__DATA BLOCK__.
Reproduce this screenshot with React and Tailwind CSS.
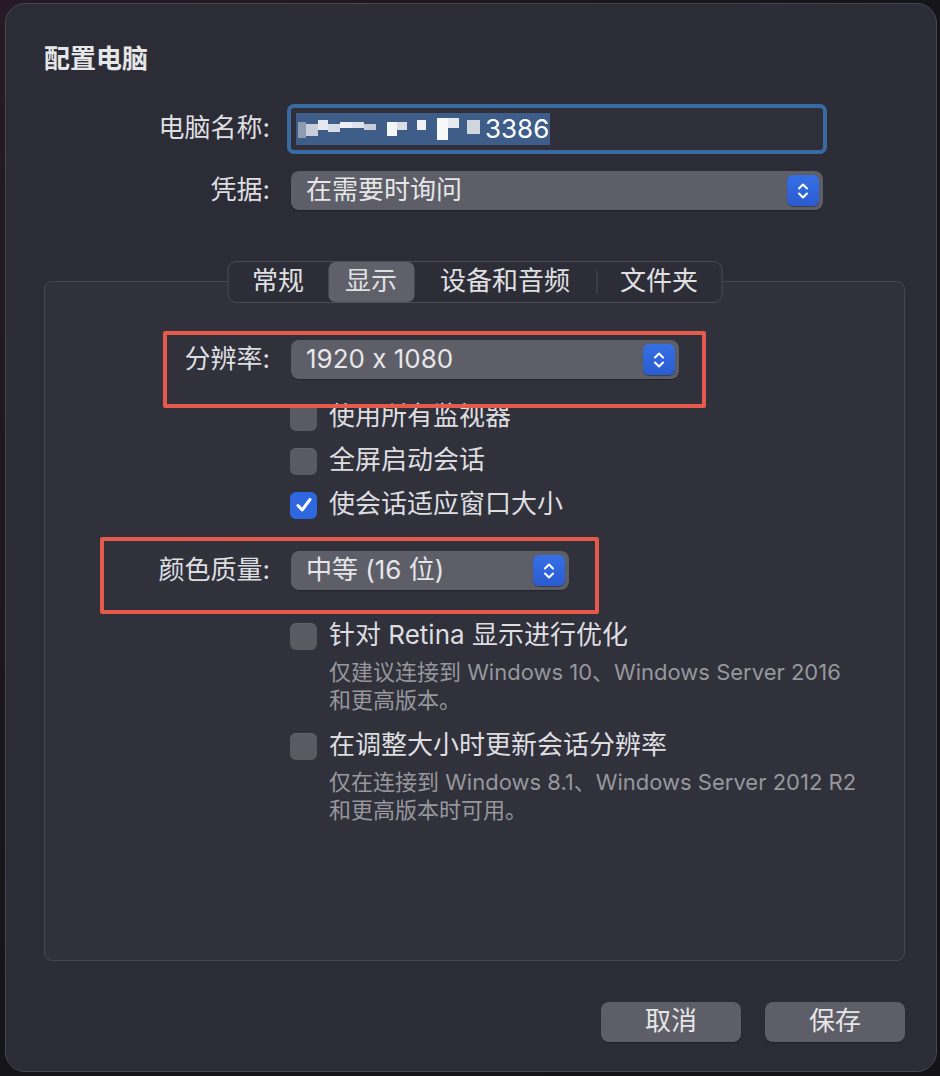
import { useState } from 'react'

const Stepper = () => (
  <div className="ml-auto mr-[4px] flex h-[31px] w-[32px] items-center justify-center rounded-[6px] bg-gradient-to-b from-[#3670e6] to-[#2a5bcf] shadow-[0_1px_1px_rgba(0,0,0,0.35)]">
    <svg width="20" height="24" viewBox="0 0 20 24" fill="none" stroke="white" strokeWidth="2" strokeLinecap="round" strokeLinejoin="round">
      <path d="M6 9.5 L10 5.5 L14 9.5" />
      <path d="M6 14.5 L10 18.5 L14 14.5" />
    </svg>
  </div>
)

const Popup = ({ text, className }) => (
  <div className={'flex h-[39px] items-center rounded-[8px] bg-[#5d5e67] pl-[15px] text-[26px] leading-none text-[#e6e6e8] shadow-[0_1px_1px_rgba(0,0,0,0.3)] ' + className}>
    <span className="pb-[2px] [font-feature-settings:'calt'_0]">{text}</span>
    <Stepper />
  </div>
)

const Checkbox = ({ checked, label }) => (
  <div className="flex h-[44px] items-center">
    {checked ? (
      <div className="flex h-[27px] w-[27px] items-center justify-center rounded-[6px] bg-[#2f67e0]">
        <svg width="20" height="20" viewBox="0 0 20 20" fill="none" stroke="white" strokeWidth="3" strokeLinecap="round" strokeLinejoin="round">
          <path d="M4 10.5 L8.2 15 L16 4.5" />
        </svg>
      </div>
    ) : (
      <div className="h-[27px] w-[27px] rounded-[6px] bg-[#595a62] shadow-[inset_0_1px_0_rgba(255,255,255,0.06)]" />
    )}
    <span className="ml-[12px] pb-[2px] text-[26px] leading-none text-[#dedee0]">{label}</span>
  </div>
)

const Desc = ({ lines }) => (
  <div className="pl-[39px] text-[22px] leading-[28px] text-[#97979d]">
    {lines.map((l) => <div key={l}>{l}</div>)}
  </div>
)

// pixelated part of the computer name
const blur = [
  { w: 8, h: 16, c: '#8f9bb0', t: 6 },
  { w: 12, h: 12, c: '#c9cfd9', t: 8 },
  { w: 10, h: 10, c: '#e5e8ed', t: 4 },
  { w: 12, h: 8, c: '#d7dbe3', t: 8 },
  { w: 12, h: 6, c: '#eef0f3', t: 6 },
  { w: 12, h: 6, c: '#dfe2e8', t: 6 },
  { w: 12, h: 6, c: '#c8cdd7', t: 8 },
  { w: 11, h: 0, c: 'transparent', t: 0 },
  { w: 10, h: 14, c: '#f4f5f7', t: 6 },
  { w: 10, h: 8, c: '#d9dde4', t: 6 },
  { w: 10, h: 0, c: 'transparent', t: 0 },
  { w: 9, h: 10, c: '#f0f2f5', t: 4 },
  { w: 11, h: 0, c: 'transparent', t: 0 },
  { w: 11, h: 22, c: '#f7f8fa', t: 2 },
  { w: 11, h: 10, c: '#e6e9ee', t: 2 },
  { w: 8, h: 0, c: 'transparent', t: 0 },
  { w: 13, h: 14, c: '#d0d5de', t: 4 },
]

export default function App() {
  const [tab, setTab] = useState('显示')
  const tabs = [
    { id: '常规', w: 'w-[100px]' },
    { id: '显示', w: 'w-[86px]' },
    { id: '设备和音频', w: 'w-[182px]' },
    { id: '文件夹', w: 'w-[124px]' },
  ]

  return (
    <div className="h-[1076px] w-[940px] overflow-hidden bg-[#17161b] bg-gradient-to-br from-[#261a26] via-[#151419] to-[#141418] pl-[5px] pt-[3px] font-['Inter','Noto_Sans_CJK_SC',sans-serif]">
      <div className="flex h-[1069px] w-[932px] flex-col rounded-[20px] border border-[#46464e] bg-[#2b2c36] pl-[38px] pr-[31px]">
        <div className="mt-[39px] h-[32px] text-[26px] font-bold leading-[32px] text-[#e6e6e8]">配置电脑</div>

        <div className="mt-[33px] flex h-[42px] items-center">
          <div className="w-[226px] pb-[2px] text-right text-[26px] leading-none text-[#dedee0]">电脑名称:</div>
          <div className="ml-[21px] flex h-[42px] w-[532px] items-center rounded-[3px] bg-[#2e2f39] pl-[5px] ring-4 ring-[#3a6aa2]">
            <div className="flex h-[32px] items-center bg-[#3e5e89] pl-[2px] pr-[1px]">
              <div className="flex h-[26px] items-start">
                {blur.map((b, i) => (
                  <div key={i} style={{ width: b.w, height: b.h, marginTop: b.t, background: b.c }} />
                ))}
              </div>
              <span className="ml-[5px] pb-[1px] text-[26px] leading-none text-white">3386</span>
            </div>
          </div>
        </div>

        <div className="mt-[21px] flex items-center">
          <div className="w-[226px] pb-[2px] text-right text-[26px] leading-none text-[#dedee0]">凭据:</div>
          <Popup text="在需要时询问" className="ml-[21px] w-[532px]" />
        </div>

        <div className="relative mt-[51px] pt-[20px]">
          <div className="absolute left-1/2 top-0 z-10 flex h-[42px] -translate-x-1/2 items-center rounded-[9px] border border-[#4b4c56] bg-[#2c2d37] text-[26px] leading-none text-[#e0e0e2]">
            {tabs.map((t, i) => (
              <div key={t.id} className="flex items-center">
                {i === 3 && <div className="h-[24px] w-px bg-[#4c4d57]" />}
                <button
                  onClick={() => setTab(t.id)}
                  className={'flex h-[40px] items-center justify-center rounded-[7px] pb-[2px] ' + t.w + (tab === t.id ? ' bg-[#5f606a]' : '')}
                >
                  {t.id}
                </button>
              </div>
            ))}
          </div>

          <div className="relative h-[680px] rounded-[8px] border border-[#45464f] bg-[#30313b]">
            <div className="mt-[58px] flex items-center">
              <div className="w-[225px] pb-[2px] text-right text-[26px] leading-none text-[#dedee0]">分辨率:</div>
              <Popup text="1920 x 1080" className="ml-[21px] w-[388px]" />
            </div>

            <div className="mt-[16px] pl-[245px]">
              <Checkbox label="使用所有监视器" />
              <Checkbox label="全屏启动会话" />
              <Checkbox checked label="使会话适应窗口大小" />
            </div>

            <div className="mt-[24px] flex items-center">
              <div className="w-[225px] pb-[2px] text-right text-[26px] leading-none text-[#dedee0]">颜色质量:</div>
              <Popup text="中等 (16 位)" className="ml-[21px] w-[278px]" />
            </div>

            <div className="mt-[24px] pl-[245px]">
              <Checkbox label="针对 Retina 显示进行优化" />
              <Desc lines={['仅建议连接到 Windows 10、Windows Server 2016', '和更高版本。']} />
              <div className="mt-[10px]">
                <Checkbox label="在调整大小时更新会话分辨率" />
              </div>
              <Desc lines={['仅在连接到 Windows 8.1、Windows Server 2012 R2', '和更高版本时可用。']} />
            </div>

            {/* annotation boxes */}
            <div className="absolute left-[118px] top-[49px] h-[77px] w-[543px] rounded-[2px] border-4 border-[#e65a4c]" />
            <div className="absolute left-[55px] top-[255px] h-[77px] w-[499px] rounded-[2px] border-4 border-[#e65a4c]" />
          </div>
        </div>

        <div className="mt-[41px] flex justify-end gap-[24px]">
          <button className="flex h-[40px] w-[140px] items-center justify-center rounded-[8px] bg-[#5d5e67] pb-[2px] text-[26px] leading-none text-[#e6e6e8] shadow-[0_1px_1px_rgba(0,0,0,0.3)]">取消</button>
          <button className="flex h-[40px] w-[140px] items-center justify-center rounded-[8px] bg-[#5d5e67] pb-[2px] text-[26px] leading-none text-[#e6e6e8] shadow-[0_1px_1px_rgba(0,0,0,0.3)]">保存</button>
        </div>
      </div>
    </div>
  )
}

__EXERCISE DIRECTIONS__.
Omit any images, then output the listing exactly.

__COMPLETED TASK__.
Reproduce this screenshot with React and Tailwind CSS.
import { useState } from 'react'

const Stepper = () => (
  <div className="ml-auto mr-[4px] flex h-[31px] w-[32px] items-center justify-center rounded-[6px] bg-gradient-to-b from-[#3670e6] to-[#2a5bcf] shadow-[0_1px_1px_rgba(0,0,0,0.35)]">
    <svg width="20" height="24" viewBox="0 0 20 24" fill="none" stroke="white" strokeWidth="2" strokeLinecap="round" strokeLinejoin="round">
      <path d="M6 9.5 L10 5.5 L14 9.5" />
      <path d="M6 14.5 L10 18.5 L14 14.5" />
    </svg>
  </div>
)

const Popup = ({ text, className }) => (
  <div className={'flex h-[39px] items-center rounded-[8px] bg-[#5d5e67] pl-[15px] text-[26px] leading-none text-[#e6e6e8] shadow-[0_1px_1px_rgba(0,0,0,0.3)] ' + className}>
    <span className="pb-[2px] [font-feature-settings:'calt'_0]">{text}</span>
    <Stepper />
  </div>
)

const Checkbox = ({ checked, label }) => (
  <div className="flex h-[44px] items-center">
    {checked ? (
      <div className="flex h-[27px] w-[27px] items-center justify-center rounded-[6px] bg-[#2f67e0]">
        <svg width="20" height="20" viewBox="0 0 20 20" fill="none" stroke="white" strokeWidth="3" strokeLinecap="round" strokeLinejoin="round">
          <path d="M4 10.5 L8.2 15 L16 4.5" />
        </svg>
      </div>
    ) : (
      <div className="h-[27px] w-[27px] rounded-[6px] bg-[#595a62] shadow-[inset_0_1px_0_rgba(255,255,255,0.06)]" />
    )}
    <span className="ml-[12px] pb-[2px] text-[26px] leading-none text-[#dedee0]">{label}</span>
  </div>
)

const Desc = ({ lines }) => (
  <div className="pl-[39px] text-[22px] leading-[28px] text-[#97979d]">
    {lines.map((l) => <div key={l}>{l}</div>)}
  </div>
)

// pixelated part of the computer name
const blur = [
  { w: 8, h: 16, c: '#8f9bb0', t: 6 },
  { w: 12, h: 12, c: '#c9cfd9', t: 8 },
  { w: 10, h: 10, c: '#e5e8ed', t: 4 },
  { w: 12, h: 8, c: '#d7dbe3', t: 8 },
  { w: 12, h: 6, c: '#eef0f3', t: 6 },
  { w: 12, h: 6, c: '#dfe2e8', t: 6 },
  { w: 12, h: 6, c: '#c8cdd7', t: 8 },
  { w: 11, h: 0, c: 'transparent', t: 0 },
  { w: 10, h: 14, c: '#f4f5f7', t: 6 },
  { w: 10, h: 8, c: '#d9dde4', t: 6 },
  { w: 10, h: 0, c: 'transparent', t: 0 },
  { w: 9, h: 10, c: '#f0f2f5', t: 4 },
  { w: 11, h: 0, c: 'transparent', t: 0 },
  { w: 11, h: 22, c: '#f7f8fa', t: 2 },
  { w: 11, h: 10, c: '#e6e9ee', t: 2 },
  { w: 8, h: 0, c: 'transparent', t: 0 },
  { w: 13, h: 14, c: '#d0d5de', t: 4 },
]

export default function App() {
  const [tab, setTab] = useState('显示')
  const tabs = [
    { id: '常规', w: 'w-[100px]' },
    { id: '显示', w: 'w-[86px]' },
    { id: '设备和音频', w: 'w-[182px]' },
    { id: '文件夹', w: 'w-[124px]' },
  ]

  return (
    <div className="h-[1076px] w-[940px] overflow-hidden bg-[#17161b] bg-gradient-to-br from-[#261a26] via-[#151419] to-[#141418] pl-[5px] pt-[3px] font-['Inter','Noto_Sans_CJK_SC',sans-serif]">
      <div className="flex h-[1069px] w-[932px] flex-col rounded-[20px] border border-[#46464e] bg-[#2b2c36] pl-[38px] pr-[31px]">
        <div className="mt-[39px] h-[32px] text-[26px] font-bold leading-[32px] text-[#e6e6e8]">配置电脑</div>

        <div className="mt-[33px] flex h-[42px] items-center">
          <div className="w-[226px] pb-[2px] text-right text-[26px] leading-none text-[#dedee0]">电脑名称:</div>
          <div className="ml-[21px] flex h-[42px] w-[532px] items-center rounded-[3px] bg-[#2e2f39] pl-[5px] ring-4 ring-[#3a6aa2]">
            <div className="flex h-[32px] items-center bg-[#3e5e89] pl-[2px] pr-[1px]">
              <div className="flex h-[26px] items-start">
                {blur.map((b, i) => (
                  <div key={i} style={{ width: b.w, height: b.h, marginTop: b.t, background: b.c }} />
                ))}
              </div>
              <span className="ml-[5px] pb-[1px] text-[26px] leading-none text-white">3386</span>
            </div>
          </div>
        </div>

        <div className="mt-[21px] flex items-center">
          <div className="w-[226px] pb-[2px] text-right text-[26px] leading-none text-[#dedee0]">凭据:</div>
          <Popup text="在需要时询问" className="ml-[21px] w-[532px]" />
        </div>

        <div className="relative mt-[51px] pt-[20px]">
          <div className="absolute left-1/2 top-0 z-10 flex h-[42px] -translate-x-1/2 items-center rounded-[9px] border border-[#4b4c56] bg-[#2c2d37] text-[26px] leading-none text-[#e0e0e2]">
            {tabs.map((t, i) => (
              <div key={t.id} className="flex items-center">
                {i === 3 && <div className="h-[24px] w-px bg-[#4c4d57]" />}
                <button
                  onClick={() => setTab(t.id)}
                  className={'flex h-[40px] items-center justify-center rounded-[7px] pb-[2px] ' + t.w + (tab === t.id ? ' bg-[#5f606a]' : '')}
                >
                  {t.id}
                </button>
              </div>
            ))}
          </div>

          <div className="relative h-[680px] rounded-[8px] border border-[#45464f] bg-[#30313b]">
            <div className="mt-[58px] flex items-center">
              <div className="w-[225px] pb-[2px] text-right text-[26px] leading-none text-[#dedee0]">分辨率:</div>
              <Popup text="1920 x 1080" className="ml-[21px] w-[388px]" />
            </div>

            <div className="mt-[16px] pl-[245px]">
              <Checkbox label="使用所有监视器" />
              <Checkbox label="全屏启动会话" />
              <Checkbox checked label="使会话适应窗口大小" />
            </div>

            <div className="mt-[24px] flex items-center">
              <div className="w-[225px] pb-[2px] text-right text-[26px] leading-none text-[#dedee0]">颜色质量:</div>
              <Popup text="中等 (16 位)" className="ml-[21px] w-[278px]" />
            </div>

            <div className="mt-[24px] pl-[245px]">
              <Checkbox label="针对 Retina 显示进行优化" />
              <Desc lines={['仅建议连接到 Windows 10、Windows Server 2016', '和更高版本。']} />
              <div className="mt-[10px]">
                <Checkbox label="在调整大小时更新会话分辨率" />
              </div>
              <Desc lines={['仅在连接到 Windows 8.1、Windows Server 2012 R2', '和更高版本时可用。']} />
            </div>

            {/* annotation boxes */}
            <div className="absolute left-[118px] top-[49px] h-[77px] w-[543px] rounded-[2px] border-4 border-[#e65a4c]" />
            <div className="absolute left-[55px] top-[255px] h-[77px] w-[499px] rounded-[2px] border-4 border-[#e65a4c]" />
          </div>
        </div>

        <div className="mt-[41px] flex justify-end gap-[24px]">
          <button className="flex h-[40px] w-[140px] items-center justify-center rounded-[8px] bg-[#5d5e67] pb-[2px] text-[26px] leading-none text-[#e6e6e8] shadow-[0_1px_1px_rgba(0,0,0,0.3)]">取消</button>
          <button className="flex h-[40px] w-[140px] items-center justify-center rounded-[8px] bg-[#5d5e67] pb-[2px] text-[26px] leading-none text-[#e6e6e8] shadow-[0_1px_1px_rgba(0,0,0,0.3)]">保存</button>
        </div>
      </div>
    </div>
  )
}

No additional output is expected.